While House Bill 273, the maintenance of certification (MOC) measure, has drawn the most attention from OGS, there are a number of other pending bills, rules and laws of interest for gastroenterologists.


Those who prescribe opioids to patients as part of a pain management plan should be aware that the state medical board has imposed new rules for treating acute pain conditions. As of Aug. 31:


  • Physicians cannot prescribe more than a 7-day supply to adults for an initial opioid prescription

  • Physicians cannot prescribe more than a 5-day supply to minors for an initial opioid prescription

  • The drugs cannot exceed a 30-MED daily average and must be short-acting opioids

  • Physicians do have the discretion to exceed these limits but must provide a documented reason in the patient’s medical records


The state pharmacy board also has new rules related to prescribing opioids. The pharmacy board, to better track which doctors are prescribing opioids and for what reason they are prescribing the painkillers, will soon require ICD-10 codes to be included on the actual prescription that patients take to a pharmacy to be filled:


  • On Dec. 29, 2017, the first four-digits of ICD-10 codes must be included on opioid prescriptions

  • On June 30, 2018, the first four-digits of ICD-10 codes must be included on prescriptions for any controlled substance

  • Physicians and individual practices should be preparing now to assure they can comply with these news rules


Meanwhile, a lawsuit blocking the implementation of a health care price transparency law that was supposed to have been started on Jan. 1 of this year is still pending. In late 2016, the Ohio State Medical Association (OSMA), Ohio Hospitals Association (OHA), OGS and other provider organizations filed a lawsuit against the State of Ohio seeking an injunction against law.


The primary concern driving this action was that it is impossible for many health care providers to realistically comply with this law as written. Since before the lawsuit, we have been working with interested policymakers to craft an alternative transparency proposal that is reasonable, functional, and meaningful.

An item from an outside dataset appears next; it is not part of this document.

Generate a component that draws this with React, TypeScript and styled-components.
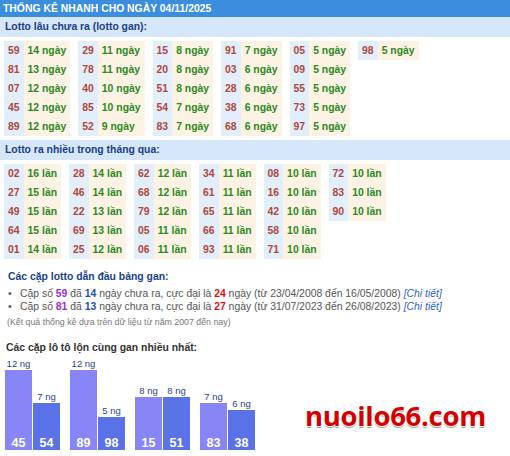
import React from "react";
import styled, { createGlobalStyle } from "styled-components";

const Global = createGlobalStyle`
  html, body { margin: 0; padding: 0; background: #fff; }
  body { font-family: "Liberation Sans", Arial, sans-serif; }
`;

const FS = "10.4px";

const Page = styled.div`
  width: 510px;
  height: 456px;
  overflow: hidden;
  font-family: "Liberation Sans", Arial, sans-serif;
  font-size: ${FS};
`;

const Header = styled.div`
  height: 17px;
  line-height: 18px;
  background: #3b8ede;
  color: #fff;
  font-weight: bold;
  padding-left: 3px;
`;

const SubHeader = styled.div`
  height: 20px;
  line-height: 20px;
  background: #d5e7f9;
  color: #1a3f8a;
  font-weight: bold;
  padding-left: 5px;
  margin-bottom: 4px;
`;

const Groups = styled.div<{ $gap: number }>`
  display: flex;
  align-items: flex-start;
  gap: ${(p) => p.$gap}px;
  padding-left: 4px;
  margin-bottom: 4px;
`;

const Table = styled.div`
  display: grid;
  grid-template-columns: auto auto;
`;

const NumCell = styled.div`
  height: 19px;
  line-height: 19px;
  background: #e3eefb;
  color: #b0463c;
  font-weight: bold;
  padding: 0 4px;
`;

const ValCell = styled.div`
  height: 19px;
  line-height: 19px;
  background: #fdf3e5;
  color: #2b8a1f;
  font-weight: bold;
  padding: 0 4px;
`;

const Summary = styled.div`
  padding: 7px 0 0 8px;
  color: #555;
`;

const SummaryTitle = styled.div`
  color: #1a3f8a;
  font-weight: bold;
  line-height: 13px;
  margin-bottom: 4px;
`;

const Bullet = styled.div`
  display: flex;
  line-height: 13px;
  white-space: nowrap;
`;

const Dot = styled.span`
  width: 12px;
  flex: none;
`;

const Hl = styled.b<{ $c: string }>`
  color: ${(p) => p.$c};
`;

const Link = styled.i`
  color: #2f5fc4;
`;

const Note = styled.div`
  font-size: 8.8px;
  color: #777;
  line-height: 14px;
  margin: 2px 0 0 -1px;
`;

const ChartTitle = styled.div`
  padding: 12px 0 0 6px;
  font-weight: bold;
  color: #333;
  line-height: 13px;
`;

const Bottom = styled.div`
  display: flex;
  align-items: flex-end;
  padding-left: 5px;
`;

const Chart = styled.div`
  display: flex;
  align-items: flex-end;
  gap: 10px;
  height: 96px;
`;

const Pair = styled.div`
  display: flex;
  align-items: flex-end;
  gap: 1px;
`;

const BarCol = styled.div`
  display: flex;
  flex-direction: column;
  align-items: center;
  width: 27px;
`;

const BarLabel = styled.div`
  font-size: 9.5px;
  color: #1f3f94;
  line-height: 13px;
  white-space: nowrap;
`;

const Bar = styled.div<{ $first: boolean }>`
  width: 27px;
  background: ${(p) => (p.$first ? "#8886f6" : "#5a72e8")};
  display: flex;
  align-items: flex-end;
  justify-content: center;
  color: #fff;
  font-weight: bold;
  font-size: 12.5px;
  line-height: 14px;
  box-sizing: border-box;
`;

const Logo = styled.div`
  margin: 0 0 17px 50px;
  font-family: "Open Sans", "Liberation Sans", sans-serif;
  font-weight: bold;
  font-size: 27.5px;
  line-height: 34px;
  letter-spacing: -0.3px;
  color: #d40000;
  text-shadow: 1px 0 0 #fff, -1px 0 0 #fff, 0 1px 0 #fff, 0 -1px 0 #fff,
    0 2px 1px #9a9a9a;
`;

const gan = [
  [["59", "14"], ["81", "13"], ["07", "12"], ["45", "12"], ["89", "12"]],
  [["29", "11"], ["78", "11"], ["40", "10"], ["85", "10"], ["52", "9"]],
  [["15", "8"], ["20", "8"], ["51", "8"], ["54", "7"], ["83", "7"]],
  [["91", "7"], ["03", "6"], ["28", "6"], ["38", "6"], ["68", "6"]],
  [["05", "5"], ["09", "5"], ["55", "5"], ["73", "5"], ["97", "5"]],
  [["98", "5"]],
];

const nhieu = [
  [["02", "16"], ["27", "15"], ["49", "15"], ["64", "15"], ["01", "14"]],
  [["28", "14"], ["46", "14"], ["22", "13"], ["69", "13"], ["25", "12"]],
  [["62", "12"], ["68", "12"], ["79", "12"], ["05", "11"], ["06", "11"]],
  [["34", "11"], ["61", "11"], ["65", "11"], ["66", "11"], ["93", "11"]],
  [["08", "10"], ["16", "10"], ["42", "10"], ["58", "10"], ["71", "10"]],
  [["72", "10"], ["83", "10"], ["90", "10"]],
];

const pairs = [
  [["45", 12], ["54", 7]],
  [["89", 12], ["98", 5]],
  [["15", 8], ["51", 8]],
  [["83", 7], ["38", 6]],
] as [string, number][][];

function Groupset({ data, unit, gap }: { data: string[][][]; unit: string; gap: number }) {
  return (
    <Groups $gap={gap}>
      {data.map((g, i) => (
        <Table key={i}>
          {g.map(([n, v]) => (
            <React.Fragment key={n}>
              <NumCell>{n}</NumCell>
              <ValCell>
                {v} {unit}
              </ValCell>
            </React.Fragment>
          ))}
        </Table>
      ))}
    </Groups>
  );
}

export default function App() {
  return (
    <Page>
      <Global />
      <Header>THỐNG KÊ NHANH CHO NGÀY 04/11/2025</Header>
      <SubHeader>Lotto lâu chưa ra (lotto gan):</SubHeader>
      <Groupset data={gan} unit="ngày" gap={8} />
      <SubHeader>Lotto ra nhiều trong tháng qua:</SubHeader>
      <Groupset data={nhieu} unit="lần" gap={8} />
      <Summary>
        <SummaryTitle>Các cặp lotto dẫn đầu bảng gan:</SummaryTitle>
        <Bullet>
          <Dot>•</Dot>
          <span>
            Cặp số <Hl $c="#9a2fc8">59</Hl> đã <Hl $c="#1d4fa6">14</Hl> ngày chưa ra, cực đại là{" "}
            <Hl $c="#e01010">24</Hl> ngày (từ 23/04/2008 đến 16/05/2008) <Link>[Chi tiết]</Link>
          </span>
        </Bullet>
        <Bullet>
          <Dot>•</Dot>
          <span>
            Cặp số <Hl $c="#9a2fc8">81</Hl> đã <Hl $c="#1d4fa6">13</Hl> ngày chưa ra, cực đại là{" "}
            <Hl $c="#e01010">27</Hl> ngày (từ 31/07/2023 đến 26/08/2023) <Link>[Chi tiết]</Link>
          </span>
        </Bullet>
        <Note>(Kết quả thống kê dựa trên dữ liệu từ năm 2007 đến nay)</Note>
      </Summary>
      <ChartTitle>Các cặp lô tô lộn cùng gan nhiều nhất:</ChartTitle>
      <Bottom>
        <Chart>
          {pairs.map((p, i) => (
            <Pair key={i}>
              {p.map(([n, d], j) => (
                <BarCol key={n}>
                  <BarLabel>{d} ng</BarLabel>
                  <Bar $first={j === 0} style={{ height: Math.round(d * 6.67) }}>
                    {n}
                  </Bar>
                </BarCol>
              ))}
            </Pair>
          ))}
        </Chart>
        <Logo>nuoilo66.com</Logo>
      </Bottom>
    </Page>
  );
}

The alternative proposed by the OSMA and OHA would place Ohio among the national leaders in government-mandated consumer price transparency and is comprised of statutory requirements with which physicians and hospitals can feasibly comply.


Depositions have been taken, the lawsuit is still pending and the law has not taken effect. Meanwhile, medical associations have continued to seek to work with state lawmakers to find a solution to this stalemate. To be clear, Ohio physicians are unequivocally in favor of the idea of providing clear, good faith cost estimates for necessary medical services to patients.


Lastly, lawmakers are again poised to address HB 191, a scope of practice measure that would give CRNA’s independent practice, prescriptive authority, and open the door to potentially contradictory orders from what a physician has ordered or determined.


We have significant concerns with that proposal. We value the contributions of CRNAs within the care team model but this bill goes too far. The CRNAs have not identified any problems with the current safe and effective delivery of anesthesia care and, most importantly, have not provided facts or data on how this bill will improve patient care.